* START *

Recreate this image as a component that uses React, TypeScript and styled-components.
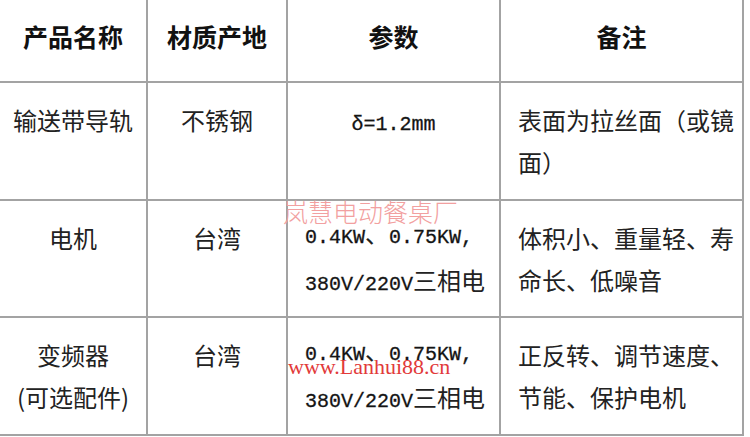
import React from "react";
import styled, { createGlobalStyle } from "styled-components";

const GlobalStyle = createGlobalStyle`
    html, body {
        margin: 0;
        padding: 0;
        background: #ffffff;
    }
    body {
        font-family: "Noto Sans CJK SC", "Noto Sans", sans-serif;
        color: #1e1e1e;
    }
`

const StyledSheet = styled.div`
    position: relative;
    width: 750px;
    height: 437px;
    overflow: hidden;
    background: #ffffff;
`

const StyledRow = styled.div<{ $h: number }>`
    display: grid;
    grid-template-columns: 148px 140px 213px 243px;
    height: ${(p) => p.$h}px;
`

const StyledCell = styled.div<{ $align?: "left" | "center"; $header?: boolean }>`
    box-sizing: border-box;
    display: flex;
    align-items: center;
    justify-content: ${(p) => (p.$align === "left" ? "flex-start" : "center")};
    padding: ${(p) => (p.$header ? "0 0 9px 0" : p.$align === "left" ? "0 0 0 17px" : "0")};
    border-right: 2px solid #a3a3a3;
    border-bottom: 2px solid #a3a3a3;
    font-size: ${(p) => (p.$header ? "25px" : "24px")};
    font-weight: ${(p) => (p.$header ? 700 : 400)};
    color: ${(p) => (p.$header ? "#111111" : "#222222")};
`

const StyledLines = styled.div<{ $align?: "left" | "center" }>`
    min-height: 84px;
    line-height: 42px;
    text-align: ${(p) => p.$align ?? "center"};
    white-space: nowrap;
`

const StyledParam = styled.span`
    font-family: "Liberation Mono", monospace;
    font-size: 20px;
    color: #141414;
    -webkit-text-stroke: 0.3px #141414;
`

const StyledHan = styled.span`
    font-family: "Noto Sans CJK SC", sans-serif;
    font-size: 24px;
    -webkit-text-stroke: 0;
    color: #222222;
`

const StyledWatermarkCn = styled.div`
    position: absolute;
    left: 283px;
    top: 199px;
    font-family: "Noto Sans CJK SC", sans-serif;
    font-weight: 300;
    font-size: 25px;
    line-height: 1;
    color: #f2a0a0;
    white-space: nowrap;
    pointer-events: none;
`

const StyledWatermarkUrl = styled.div`
    position: absolute;
    left: 288px;
    top: 356px;
    font-family: "Liberation Serif", serif;
    font-size: 22px;
    line-height: 1;
    color: #e23a3a;
    white-space: nowrap;
    pointer-events: none;
`

type Line = React.ReactNode;

interface RowData {
    h: number;
    name: Line[];
    origin: string;
    params: Line[];
    paramAlign: "left" | "center";
    notes: Line[];
}

const specLine1 = (
    <StyledParam>
        0.4KW<StyledHan>、</StyledHan>0.75KW,
    </StyledParam>
);

const specLine2 = (
    <StyledParam>
        380V/220V<StyledHan>三相电</StyledHan>
    </StyledParam>
);

const rows: RowData[] = [
    {
        h: 118,
        name: ["输送带导轨"],
        origin: "不锈钢",
        params: [<StyledParam>δ=1.2mm</StyledParam>],
        paramAlign: "center",
        notes: ["表面为拉丝面（或镜", "面）"],
    },
    {
        h: 117,
        name: ["电机"],
        origin: "台湾",
        params: [specLine1, specLine2],
        paramAlign: "left",
        notes: ["体积小、重量轻、寿", "命长、低噪音"],
    },
    {
        h: 118,
        name: ["变频器", "(可选配件)"],
        origin: "台湾",
        params: [specLine1, specLine2],
        paramAlign: "left",
        notes: ["正反转、调节速度、", "节能、保护电机"],
    },
];

const Lines = ({ lines, align }: { lines: Line[]; align?: "left" | "center" }) => (
    <StyledLines $align={align}>
        {lines.map((l, i) => (
            <div key={i}>{l}</div>
        ))}
    </StyledLines>
);

export default function App() {
    return (
        <>
            <GlobalStyle />
            <StyledSheet>
                <StyledRow $h={83}>
                    <StyledCell $header>产品名称</StyledCell>
                    <StyledCell $header>材质产地</StyledCell>
                    <StyledCell $header>参数</StyledCell>
                    <StyledCell $header>备注</StyledCell>
                </StyledRow>
                {rows.map((r, i) => (
                    <StyledRow $h={r.h} key={i}>
                        <StyledCell>
                            <Lines lines={r.name} />
                        </StyledCell>
                        <StyledCell>
                            <Lines lines={[r.origin]} />
                        </StyledCell>
                        <StyledCell $align={r.paramAlign}>
                            <Lines lines={r.params} align={r.paramAlign} />
                        </StyledCell>
                        <StyledCell $align="left">
                            <Lines lines={r.notes} align="left" />
                        </StyledCell>
                    </StyledRow>
                ))}
                <StyledWatermarkCn>岚慧电动餐桌厂</StyledWatermarkCn>
                <StyledWatermarkUrl>www.Lanhui88.cn</StyledWatermarkUrl>
            </StyledSheet>
        </>
    );
}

* END *

-- Aim of the task --
Copy each line in full and exactly, omitting any picture.

-- Output of the exercise --
Recreate this image as a component that uses React, TypeScript and styled-components.
import React from "react";
import styled, { createGlobalStyle } from "styled-components";

const GlobalStyle = createGlobalStyle`
    html, body {
        margin: 0;
        padding: 0;
        background: #ffffff;
    }
    body {
        font-family: "Noto Sans CJK SC", "Noto Sans", sans-serif;
        color: #1e1e1e;
    }
`

const StyledSheet = styled.div`
    position: relative;
    width: 750px;
    height: 437px;
    overflow: hidden;
    background: #ffffff;
`

const StyledRow = styled.div<{ $h: number }>`
    display: grid;
    grid-template-columns: 148px 140px 213px 243px;
    height: ${(p) => p.$h}px;
`

const StyledCell = styled.div<{ $align?: "left" | "center"; $header?: boolean }>`
    box-sizing: border-box;
    display: flex;
    align-items: center;
    justify-content: ${(p) => (p.$align === "left" ? "flex-start" : "center")};
    padding: ${(p) => (p.$header ? "0 0 9px 0" : p.$align === "left" ? "0 0 0 17px" : "0")};
    border-right: 2px solid #a3a3a3;
    border-bottom: 2px solid #a3a3a3;
    font-size: ${(p) => (p.$header ? "25px" : "24px")};
    font-weight: ${(p) => (p.$header ? 700 : 400)};
    color: ${(p) => (p.$header ? "#111111" : "#222222")};
`

const StyledLines = styled.div<{ $align?: "left" | "center" }>`
    min-height: 84px;
    line-height: 42px;
    text-align: ${(p) => p.$align ?? "center"};
    white-space: nowrap;
`

const StyledParam = styled.span`
    font-family: "Liberation Mono", monospace;
    font-size: 20px;
    color: #141414;
    -webkit-text-stroke: 0.3px #141414;
`

const StyledHan = styled.span`
    font-family: "Noto Sans CJK SC", sans-serif;
    font-size: 24px;
    -webkit-text-stroke: 0;
    color: #222222;
`

const StyledWatermarkCn = styled.div`
    position: absolute;
    left: 283px;
    top: 199px;
    font-family: "Noto Sans CJK SC", sans-serif;
    font-weight: 300;
    font-size: 25px;
    line-height: 1;
    color: #f2a0a0;
    white-space: nowrap;
    pointer-events: none;
`

const StyledWatermarkUrl = styled.div`
    position: absolute;
    left: 288px;
    top: 356px;
    font-family: "Liberation Serif", serif;
    font-size: 22px;
    line-height: 1;
    color: #e23a3a;
    white-space: nowrap;
    pointer-events: none;
`

type Line = React.ReactNode;

interface RowData {
    h: number;
    name: Line[];
    origin: string;
    params: Line[];
    paramAlign: "left" | "center";
    notes: Line[];
}

const specLine1 = (
    <StyledParam>
        0.4KW<StyledHan>、</StyledHan>0.75KW,
    </StyledParam>
);

const specLine2 = (
    <StyledParam>
        380V/220V<StyledHan>三相电</StyledHan>
    </StyledParam>
);

const rows: RowData[] = [
    {
        h: 118,
        name: ["输送带导轨"],
        origin: "不锈钢",
        params: [<StyledParam>δ=1.2mm</StyledParam>],
        paramAlign: "center",
        notes: ["表面为拉丝面（或镜", "面）"],
    },
    {
        h: 117,
        name: ["电机"],
        origin: "台湾",
        params: [specLine1, specLine2],
        paramAlign: "left",
        notes: ["体积小、重量轻、寿", "命长、低噪音"],
    },
    {
        h: 118,
        name: ["变频器", "(可选配件)"],
        origin: "台湾",
        params: [specLine1, specLine2],
        paramAlign: "left",
        notes: ["正反转、调节速度、", "节能、保护电机"],
    },
];

const Lines = ({ lines, align }: { lines: Line[]; align?: "left" | "center" }) => (
    <StyledLines $align={align}>
        {lines.map((l, i) => (
            <div key={i}>{l}</div>
        ))}
    </StyledLines>
);

export default function App() {
    return (
        <>
            <GlobalStyle />
            <StyledSheet>
                <StyledRow $h={83}>
                    <StyledCell $header>产品名称</StyledCell>
                    <StyledCell $header>材质产地</StyledCell>
                    <StyledCell $header>参数</StyledCell>
                    <StyledCell $header>备注</StyledCell>
                </StyledRow>
                {rows.map((r, i) => (
                    <StyledRow $h={r.h} key={i}>
                        <StyledCell>
                            <Lines lines={r.name} />
                        </StyledCell>
                        <StyledCell>
                            <Lines lines={[r.origin]} />
                        </StyledCell>
                        <StyledCell $align={r.paramAlign}>
                            <Lines lines={r.params} align={r.paramAlign} />
                        </StyledCell>
                        <StyledCell $align="left">
                            <Lines lines={r.notes} align="left" />
                        </StyledCell>
                    </StyledRow>
                ))}
                <StyledWatermarkCn>岚慧电动餐桌厂</StyledWatermarkCn>
                <StyledWatermarkUrl>www.Lanhui88.cn</StyledWatermarkUrl>
            </StyledSheet>
        </>
    );
}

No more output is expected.